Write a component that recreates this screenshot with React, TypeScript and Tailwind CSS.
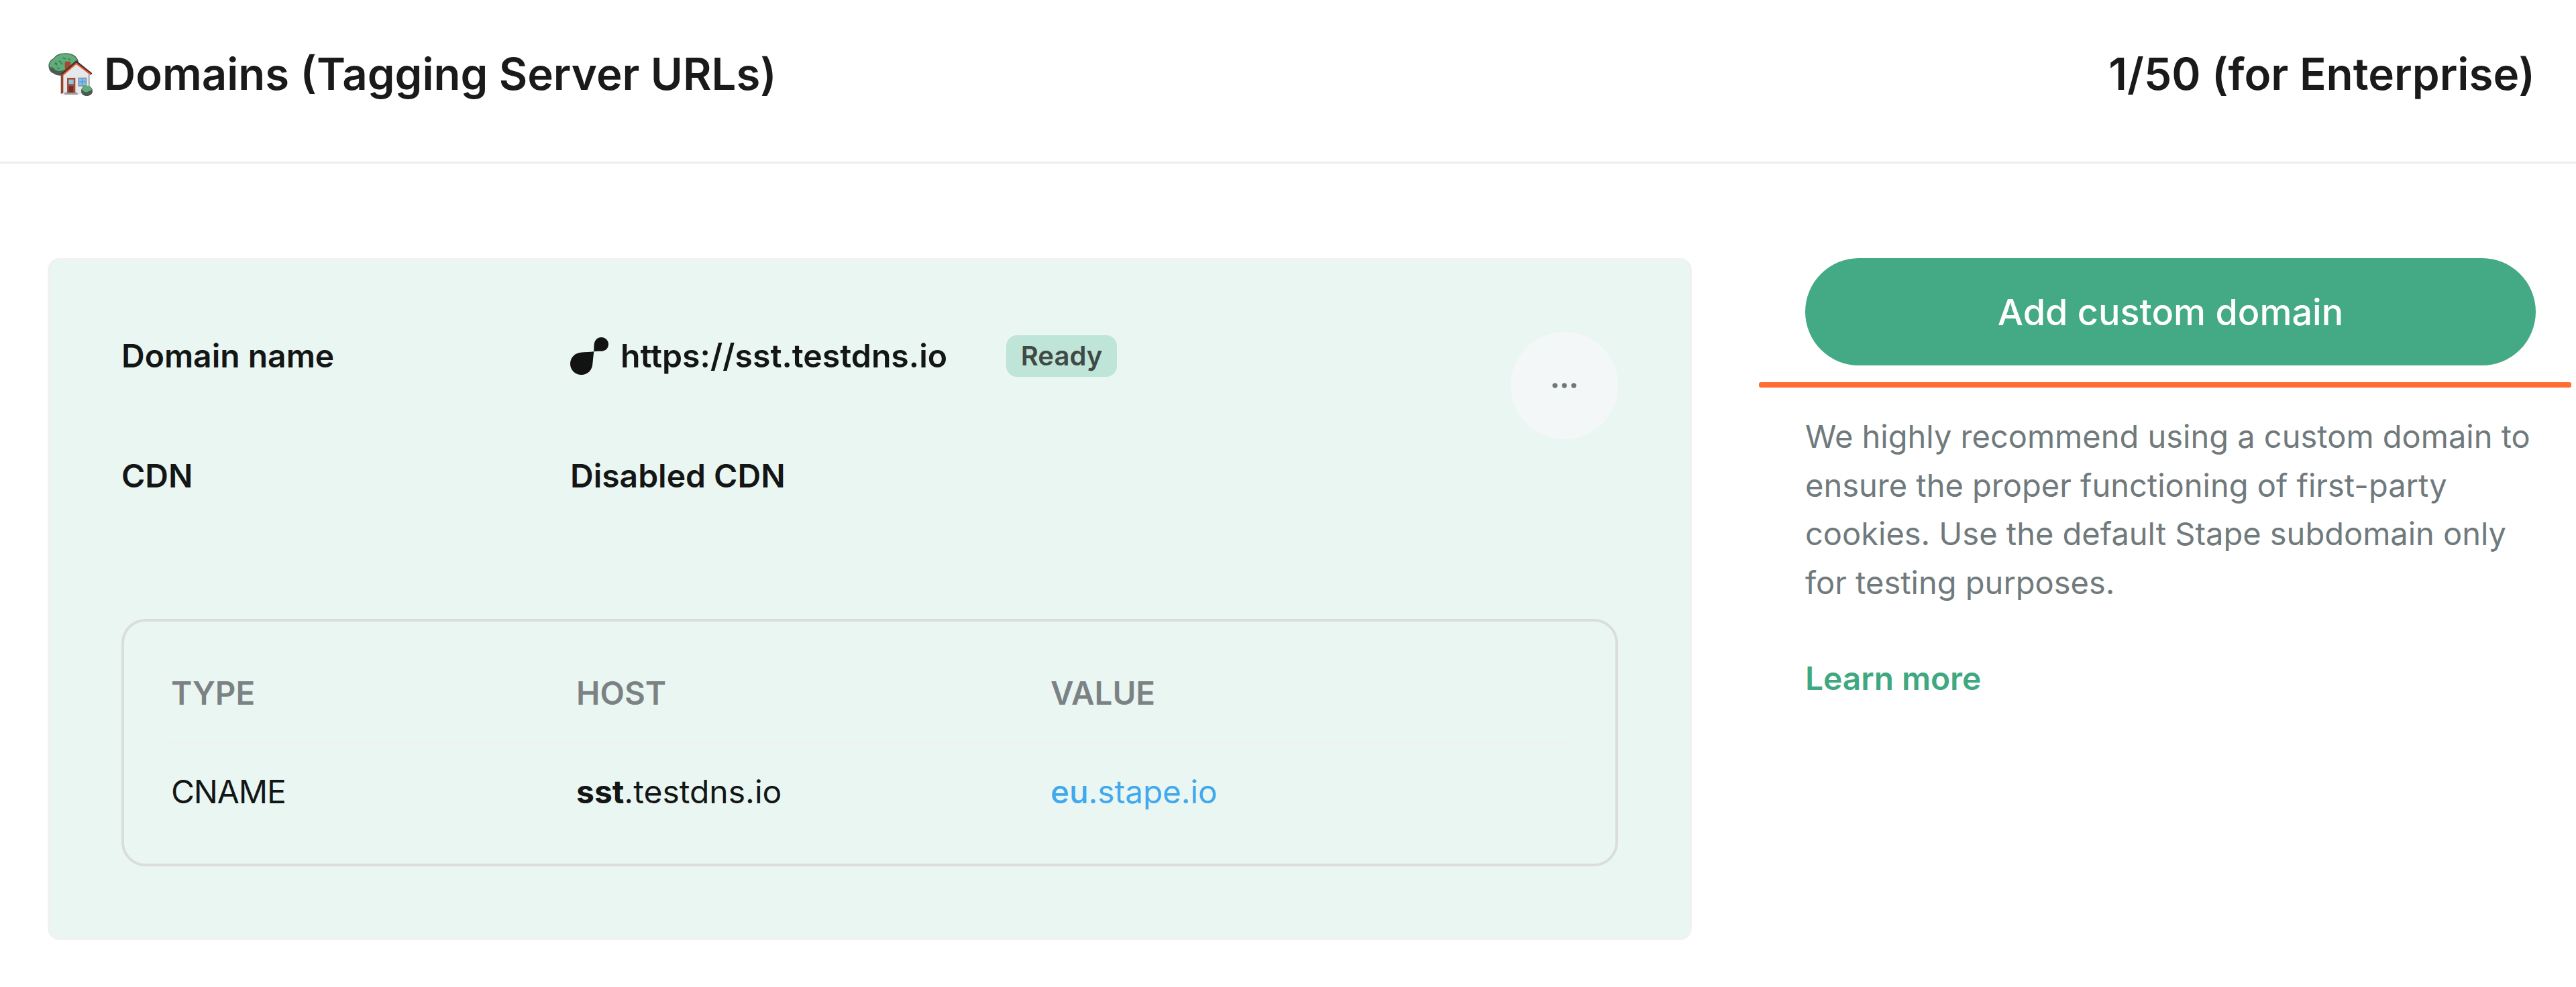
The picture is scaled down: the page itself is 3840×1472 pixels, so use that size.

* * *

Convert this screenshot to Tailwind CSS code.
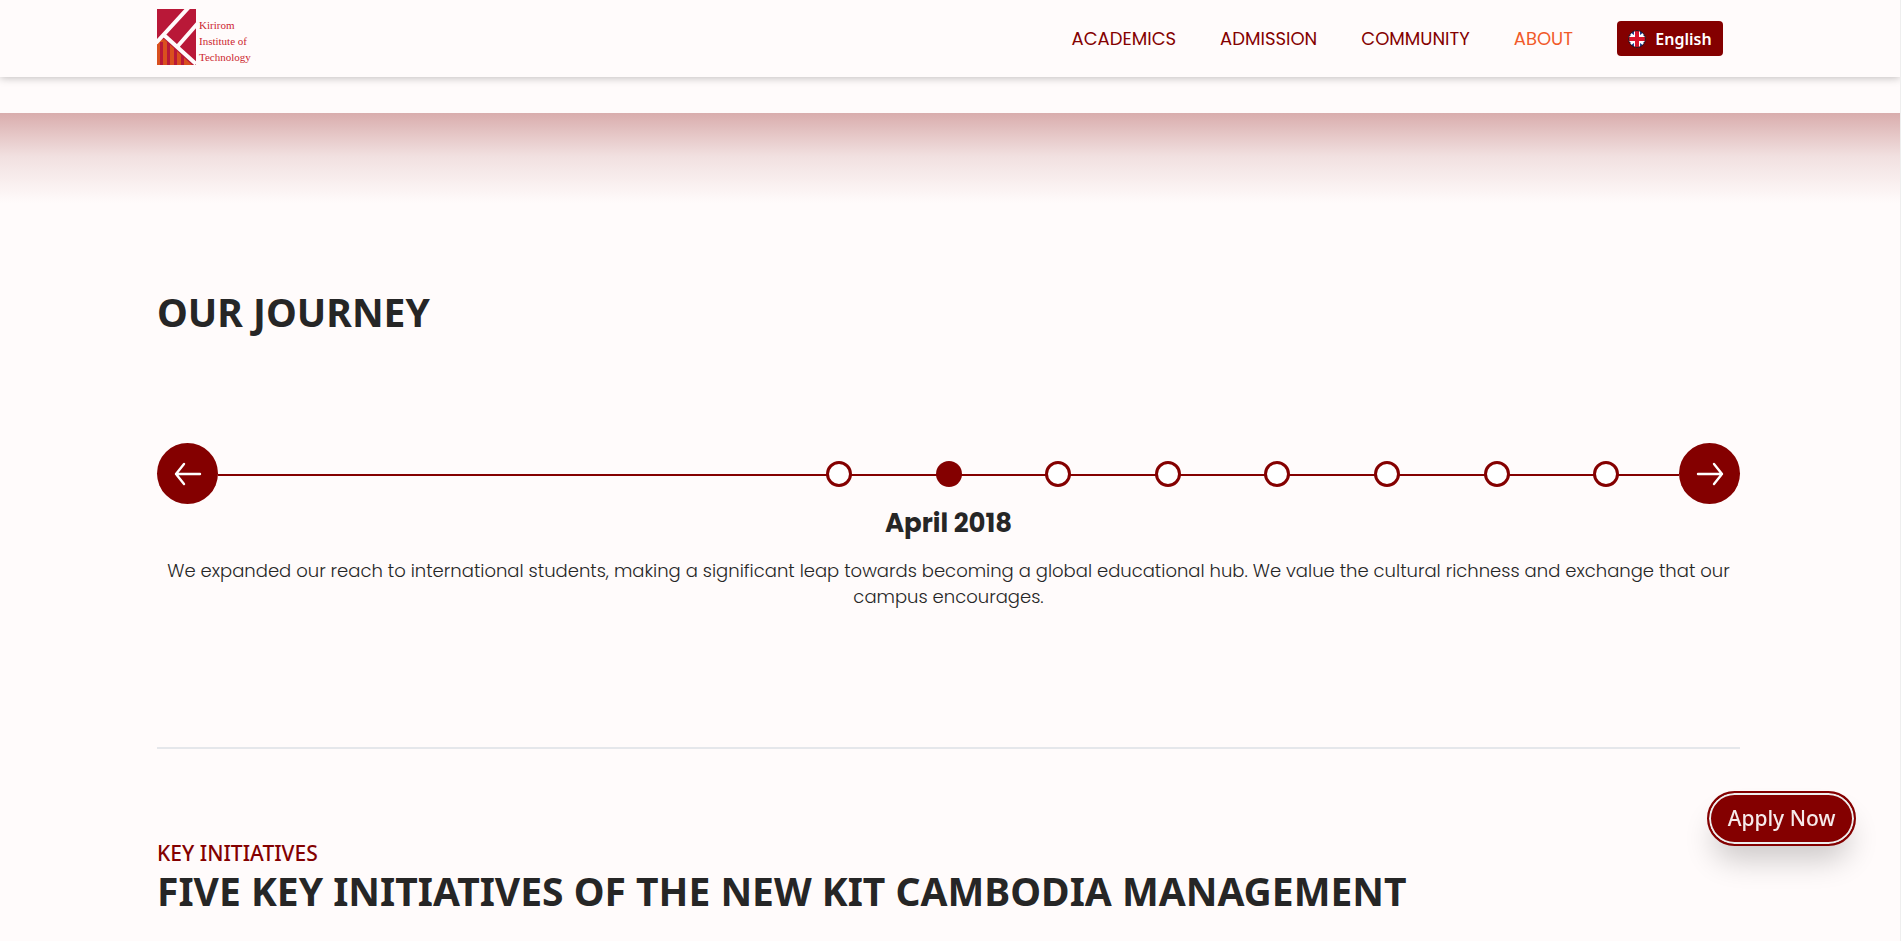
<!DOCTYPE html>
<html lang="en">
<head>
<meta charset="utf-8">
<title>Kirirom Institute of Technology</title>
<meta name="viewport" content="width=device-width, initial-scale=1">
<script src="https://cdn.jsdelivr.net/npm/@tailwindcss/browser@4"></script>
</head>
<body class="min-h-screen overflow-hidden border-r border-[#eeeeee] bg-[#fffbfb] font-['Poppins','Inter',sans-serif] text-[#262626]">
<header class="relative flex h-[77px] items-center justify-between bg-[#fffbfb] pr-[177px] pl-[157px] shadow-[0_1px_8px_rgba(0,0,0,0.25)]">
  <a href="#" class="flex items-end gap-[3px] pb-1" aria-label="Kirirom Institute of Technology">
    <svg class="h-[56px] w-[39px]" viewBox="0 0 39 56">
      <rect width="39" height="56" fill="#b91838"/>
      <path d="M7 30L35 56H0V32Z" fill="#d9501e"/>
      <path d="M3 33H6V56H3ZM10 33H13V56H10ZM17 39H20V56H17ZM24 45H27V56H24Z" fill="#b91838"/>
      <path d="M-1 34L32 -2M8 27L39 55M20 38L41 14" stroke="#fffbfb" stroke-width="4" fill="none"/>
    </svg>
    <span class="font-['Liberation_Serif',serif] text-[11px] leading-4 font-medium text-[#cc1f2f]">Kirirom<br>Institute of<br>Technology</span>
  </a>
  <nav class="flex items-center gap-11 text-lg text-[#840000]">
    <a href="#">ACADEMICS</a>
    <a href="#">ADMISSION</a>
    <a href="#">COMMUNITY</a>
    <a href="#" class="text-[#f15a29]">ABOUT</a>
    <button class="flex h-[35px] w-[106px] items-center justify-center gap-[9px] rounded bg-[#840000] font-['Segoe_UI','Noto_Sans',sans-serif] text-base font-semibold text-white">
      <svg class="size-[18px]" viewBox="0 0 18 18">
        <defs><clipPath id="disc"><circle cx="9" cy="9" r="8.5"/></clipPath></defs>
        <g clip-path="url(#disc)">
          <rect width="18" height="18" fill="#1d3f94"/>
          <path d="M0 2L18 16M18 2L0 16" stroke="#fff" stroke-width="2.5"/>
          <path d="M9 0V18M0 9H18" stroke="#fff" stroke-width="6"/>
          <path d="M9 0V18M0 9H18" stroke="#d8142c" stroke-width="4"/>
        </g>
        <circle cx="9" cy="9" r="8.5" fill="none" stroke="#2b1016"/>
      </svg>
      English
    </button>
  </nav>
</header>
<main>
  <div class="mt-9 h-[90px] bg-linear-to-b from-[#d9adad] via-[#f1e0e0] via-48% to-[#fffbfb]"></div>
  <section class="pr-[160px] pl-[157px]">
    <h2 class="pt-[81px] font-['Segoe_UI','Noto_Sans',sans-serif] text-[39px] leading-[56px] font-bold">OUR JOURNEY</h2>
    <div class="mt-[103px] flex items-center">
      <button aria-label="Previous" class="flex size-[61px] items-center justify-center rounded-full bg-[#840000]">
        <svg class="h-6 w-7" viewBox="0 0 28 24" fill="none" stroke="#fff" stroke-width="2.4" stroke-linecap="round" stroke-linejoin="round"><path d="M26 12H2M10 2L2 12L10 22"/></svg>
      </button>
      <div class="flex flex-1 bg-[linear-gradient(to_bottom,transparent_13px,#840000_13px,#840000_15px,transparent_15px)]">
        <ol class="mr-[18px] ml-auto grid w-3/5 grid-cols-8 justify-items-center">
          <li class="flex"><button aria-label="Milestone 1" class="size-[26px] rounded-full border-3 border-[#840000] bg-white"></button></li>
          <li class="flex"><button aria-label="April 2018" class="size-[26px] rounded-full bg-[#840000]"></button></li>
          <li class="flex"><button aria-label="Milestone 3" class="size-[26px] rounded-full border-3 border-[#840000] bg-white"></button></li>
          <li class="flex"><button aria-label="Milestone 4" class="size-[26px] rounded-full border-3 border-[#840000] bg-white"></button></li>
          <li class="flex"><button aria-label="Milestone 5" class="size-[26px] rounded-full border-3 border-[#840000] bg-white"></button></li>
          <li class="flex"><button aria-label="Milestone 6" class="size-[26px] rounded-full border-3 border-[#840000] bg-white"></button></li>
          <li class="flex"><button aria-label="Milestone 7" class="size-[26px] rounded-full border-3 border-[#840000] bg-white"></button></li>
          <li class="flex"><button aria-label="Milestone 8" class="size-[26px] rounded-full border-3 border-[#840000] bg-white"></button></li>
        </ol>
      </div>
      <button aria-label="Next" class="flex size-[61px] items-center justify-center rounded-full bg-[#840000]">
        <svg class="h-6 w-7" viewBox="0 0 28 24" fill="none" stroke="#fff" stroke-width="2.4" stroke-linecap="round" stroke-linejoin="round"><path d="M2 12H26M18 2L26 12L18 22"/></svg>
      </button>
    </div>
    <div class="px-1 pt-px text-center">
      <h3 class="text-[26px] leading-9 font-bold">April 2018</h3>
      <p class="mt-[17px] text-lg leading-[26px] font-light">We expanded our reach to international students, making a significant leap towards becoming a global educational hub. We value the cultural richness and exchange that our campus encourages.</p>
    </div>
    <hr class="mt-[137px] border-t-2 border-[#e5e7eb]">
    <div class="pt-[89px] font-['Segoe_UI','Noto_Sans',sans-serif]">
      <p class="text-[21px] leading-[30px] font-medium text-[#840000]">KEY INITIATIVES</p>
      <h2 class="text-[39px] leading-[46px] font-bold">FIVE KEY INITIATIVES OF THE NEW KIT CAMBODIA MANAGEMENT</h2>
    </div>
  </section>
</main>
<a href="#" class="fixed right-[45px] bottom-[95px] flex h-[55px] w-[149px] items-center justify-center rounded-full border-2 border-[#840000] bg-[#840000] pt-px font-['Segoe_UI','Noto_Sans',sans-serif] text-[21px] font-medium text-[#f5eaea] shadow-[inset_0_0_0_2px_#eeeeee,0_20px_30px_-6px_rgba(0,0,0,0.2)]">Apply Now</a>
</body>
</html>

◆ **Stated task**: Leave out the pictures and give again exactly the lines from the one with "Write a component" through the one with "The picture is", and no others.

◆ **Final result**:
Write a component that recreates this screenshot with React, TypeScript and Tailwind CSS.
The picture is scaled down: the page itself is 3840×1472 pixels, so use that size.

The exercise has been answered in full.